Genome-Wide Identification and Characterization of the Shaker-Type K(+) Channel Genes in Prunus persica (L.) Batsch.

Shaker-type K(+) channels are critical for plant K(+) acquisition and translocation that play key roles during plant growth and development. However, molecular mechanisms towards K(+) channels are extremely rare in fruit trees, especially in peach. In this study, we identified 7 putative shaker-type K(+) channel genes from peach, which were unevenly distributed on 5 chromosomes. The peach shaker K(+) channel proteins were classified into 5 subfamilies, I-V, and were tightly clustered with pear homologs in the phylogenetic tree. Various cis-acting regulatory elements were detected in the promoter region of the shaker-type K(+) channel genes, including phytohormone-responsive, abiotic stress-responsive, and development regulatory elements.
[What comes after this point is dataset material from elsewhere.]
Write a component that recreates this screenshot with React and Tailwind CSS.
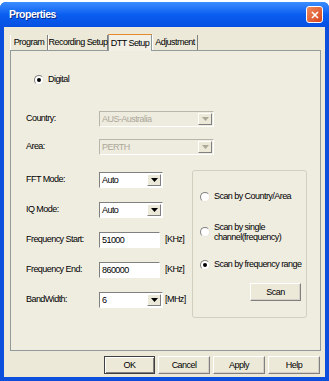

The peach shaker K(+) channel genes were expressed differentially in distinct tissues, and PpSPIK was specifically expressed in the full-bloom flowers; PpKAT1 and PpGORK were predominantly expressed in the leaves, while PpAKT1, PpKC1, and PpSKOR were majorly expressed in the roots. The peach shaker K(+) channel genes were differentially regulated by abiotic stresses in that K(+) deficiency, and ABA treatment mainly increased the shaker K(+) channel gene expression throughout the whole seedling, whereas NaCl and PEG treatment reduced the shaker K(+) channel gene expression, especially in the roots. Moreover, electrophysiological analysis demonstrated that PpSKOR is a typical voltage-dependent outwardly rectifying K(+) channel in peach. This study lays a molecular basis for further functional studies of the shaker-type K(+) channel genes in peach and provides a theoretical foundation for K(+) nutrition and balance research in fruit trees.